Talukdars or zemindars.

After the Mohammedan conquest the mode of collection differed according to circumstances. Sometimes officials were appointed by the sovereign. Sometimes a local magnate, or a revenue farmer, was employed, who collected the revenue from a group of villages, and paid a yearly block sum to the sovereign. They were middle-men, getting what they could out of the village communities, and paying as little as they could to the government of the day. These local chiefs, or revenue contractors, were known in the North-West Provinces as talukdars. They corresponded to the zemindars of Bengal, and often, like them, assumed the rights of ownership over the villages.

Settlement with joint village proprietors.
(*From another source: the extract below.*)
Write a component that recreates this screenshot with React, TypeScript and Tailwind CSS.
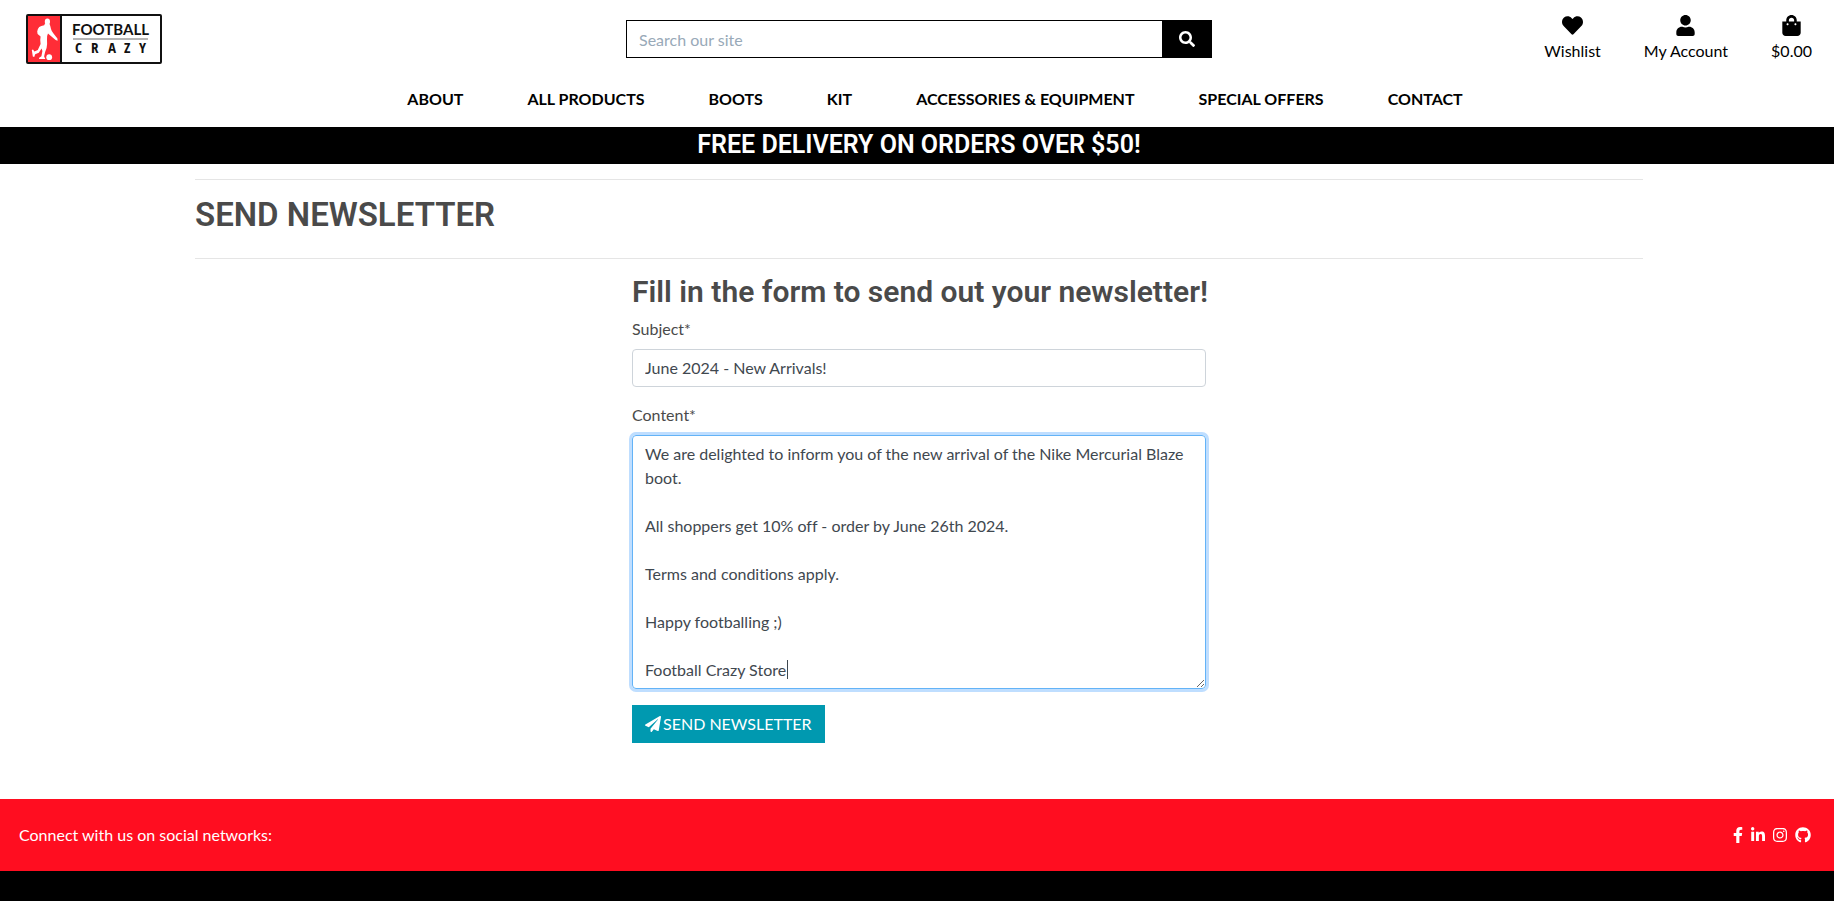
import { FaFacebookF, FaGithub, FaHeart, FaInstagram, FaLinkedinIn, FaPaperPlane, FaSearch, FaShoppingBag, FaUser } from "react-icons/fa";

const navLinks = ["ABOUT", "ALL PRODUCTS", "BOOTS", "KIT", "ACCESSORIES & EQUIPMENT", "SPECIAL OFFERS", "CONTACT"];

const accountLinks = [
  { label: "Wishlist", Icon: FaHeart },
  { label: "My Account", Icon: FaUser },
  { label: "$0.00", Icon: FaShoppingBag },
];

const socialLinks = [
  { label: "Facebook", Icon: FaFacebookF, size: "w-[10px]" },
  { label: "LinkedIn", Icon: FaLinkedinIn, size: "w-[14px]" },
  { label: "Instagram", Icon: FaInstagram, size: "w-[14px]" },
  { label: "GitHub", Icon: FaGithub, size: "w-4" },
];

const message = `We are delighted to inform you of the new arrival of the Nike Mercurial Blaze boot.

All shoppers get 10% off - order by June 26th 2024.

Terms and conditions apply.

Happy footballing ;)

Football Crazy Store`;

function Logo() {
  return (
    <svg viewBox="0 0 136 50" className="h-[50px] w-[136px]" role="img" aria-label="Football Crazy">
      <rect x="1" y="1" width="134" height="48" rx="1" fill="#fff" stroke="#111" strokeWidth="2" />
      <rect x="2" y="2" width="33" height="46" fill="#ff2d37" />
      <rect x="34" y="1" width="2" height="48" fill="#111" />
      <g fill="#fff">
        <ellipse cx="21.4" cy="7.8" rx="2.6" ry="3.2" />
        <path d="M19 9.5 L23.5 10 Q24.5 12 25 15 Q25.6 17.5 27.5 19.5 L31.4 24.5 L31.6 26.8 L29.6 26 L24 21.2 L22 19.5 Q20.6 22 21 25.5 Q21.4 30 20.6 34 Q18.8 38 18.2 42 Q17.8 43.4 19.2 44 L19 45 L13 45 L13.2 43.8 L15.4 42.2 L16.4 37 L15.6 34.6 L12.8 38.8 L9.2 40.2 L8.2 43 L6.8 42.6 L5.8 36 L7 35.6 L8.4 37.6 L11.8 36 L14.6 30 Q13.8 26.5 14.6 22.5 L13.4 21.4 L11.6 20 L11.2 17.5 Q11.6 14.5 13.2 13 Q15 11.8 18.2 11.2 Z" />
        <circle cx="23.2" cy="43.2" r="2.9" />
      </g>
      <text x="46" y="21" fontFamily="Lato" fontWeight="700" fontSize="15" fill="#111">FOOTBALL</text>
      <rect x="47" y="24" width="75" height="2" fill="#b5b5b5" />
      <text x="49 65 82 98 113" y="39" fontFamily="Liberation Sans Narrow, Open Sans Condensed, Roboto Condensed, sans-serif" fontWeight="700" fontSize="15" fill="#111">CRAZY</text>
    </svg>
  );
}

export default function App() {
  return (
    <div className="flex min-h-screen flex-col bg-white font-['Lato',sans-serif] text-base leading-6 text-[#4a4a4a] [font-variant-ligatures:none]">
      <header className="text-black">
        <div className="flex items-start justify-between pr-[22px] pl-[26px]">
          <a href="#home" className="flex flex-1 pt-[14px]"><Logo /></a>
          <form className="mt-5 flex h-[38px] w-[586px] border border-black" onSubmit={(e) => e.preventDefault()}>
            <input type="search" aria-label="Search our site" placeholder="Search our site" className="min-w-0 flex-1 px-3 pt-0.5 outline-none placeholder:text-[#98a9b8]" />
            <button type="submit" aria-label="Search" className="flex w-[49px] items-center justify-center bg-black text-white"><FaSearch /></button>
          </form>
          <ul className="flex flex-1 justify-end gap-[43px] pt-[15px]">
            {accountLinks.map(({ label, Icon }) => (
              <li key={label}>
                <a href="#account" className="flex flex-col items-center">
                  <Icon className="h-[21px] w-[21px]" />
                  <span className="mt-[3px]">{label}</span>
                </a>
              </li>
            ))}
          </ul>
        </div>
        <nav className="flex h-[63px] justify-center pt-[23px] pl-9">
          <ul className="flex gap-16 font-bold">
            {navLinks.map((label) => (
              <li key={label}><a href="#nav">{label}</a></li>
            ))}
          </ul>
        </nav>
      </header>
      <div className="flex h-[37px] items-center justify-center bg-black pb-0.5 pl-1 text-white">
        <h2 className="font-['Roboto',sans-serif] text-[25px] leading-7 font-semibold">FREE DELIVERY ON ORDERS OVER $50!</h2>
      </div>
      <main className="pl-1">
        <div className="mx-auto mt-[15px] w-full max-w-[1448px]">
          <div className="border-y border-[#e5e5e5] pt-4 pb-6">
            <h1 className="font-['Roboto',sans-serif] text-[33px] leading-[38px] font-semibold">SEND NEWSLETTER</h1>
          </div>
          <form className="mx-auto mt-4 w-[574px] max-w-full" onSubmit={(e) => e.preventDefault()}>
            <h2 className="mb-2 font-['Roboto',sans-serif] text-[30px] leading-[34px] font-semibold whitespace-nowrap">Fill in the form to send out your newsletter!</h2>
            <label htmlFor="subject" className="mb-2 block">Subject*</label>
            <input id="subject" type="text" defaultValue="June 2024 - New Arrivals!" className="mb-4 block h-[38px] w-full rounded border border-[#ced4da] px-3 pb-0.5 text-[#3f484f] outline-none" />
            <label htmlFor="content" className="mb-2 block">Content*</label>
            <div className="relative mb-4">
              <textarea id="content" rows={10} defaultValue={message} className="block w-full resize-y rounded border border-[#63b3f7] px-3 py-1.5 text-[#3f484f] shadow-[0_0_0_3px_#bfdeff] outline-none" />
              <span aria-hidden="true" className="pointer-events-none absolute top-[225px] left-[155px] h-[19px] w-px bg-[#3f484f]" />
            </div>
            <button type="submit" className="flex h-[38px] items-center gap-0.5 bg-[#0099b0] px-[13px] text-white"><FaPaperPlane />SEND NEWSLETTER</button>
          </form>
        </div>
      </main>
      <footer className="mt-14 flex flex-1 flex-col bg-black">
        <div className="flex h-[72px] items-center justify-between bg-[#ff0d20] pr-[23px] pl-[19px] text-white">
          <span>Connect with us on social networks:</span>
          <ul className="flex gap-2">
            {socialLinks.map(({ label, Icon, size }) => (
              <li key={label}><a href="#social" aria-label={label}><Icon className={`h-4 ${size}`} /></a></li>
            ))}
          </ul>
        </div>
      </footer>
    </div>
  );
}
Lord Wellesley ordered that the land revenue in the North-West Provinces should be settled with the talukdars at fixed rates, like the perpetual settlement with the zemindars in Bengal. Fortunately, there was a preliminary inquiry into the conflicting rights of talukdars and village proprietors, which terminated in favour of the villagers. Lord William Bentinck travelled through the North-West Provinces, and eventually the land revenue was settled direct with the joint village proprietors.

Madras villages: Hindu colonisation.

§17. The Madras Presidency seems to have been originally distributed into village communities of joint proprietors. A Hindu legend has been preserved to this day, which tells the story of old Hindu colonisation. A Raja of the southern country had a son by a woman of low birth. The people refused to accept the prince as their Raja. Accordingly the young man crossed the river Palar with a band of emigrants, and cleared the forest to the northward, near the site of the modern city of Madras. For six years the emigrants paid no share of the crops to the Raja. In the seventh year they were brought under the revenue administration.[23]

Joint village proprietors.

The modern history of this locality is equally interesting. It was ceded by the Nawab of the Carnatic to the East India Company during the wars of the eighteenth century, and was known as the Company's Jaghir. It was found to be in the possession of joint village proprietors of the same constitution as those described in the North-West Provinces, and a settlement of the land revenue was made with these joint proprietors.

Disappearance.

During the latter half of the eighteenth century the rights of the joint village proprietors in Southern India faded away under the tyranny of Asiatic rulers, but the hereditary officials, artisans, and professionals still survived. Few, if any, joint village proprietors in their full entirety could be found in any villages under the Nawab's officials; whilst those within the Company's Jaghir had been duly respected and preserved by the British officials. Under such circumstances it was proposed to settle the revenue of the Carnatic territory, acquired in 1801, with individual ryots or landholders under what was afterwards known as the ryotwari system.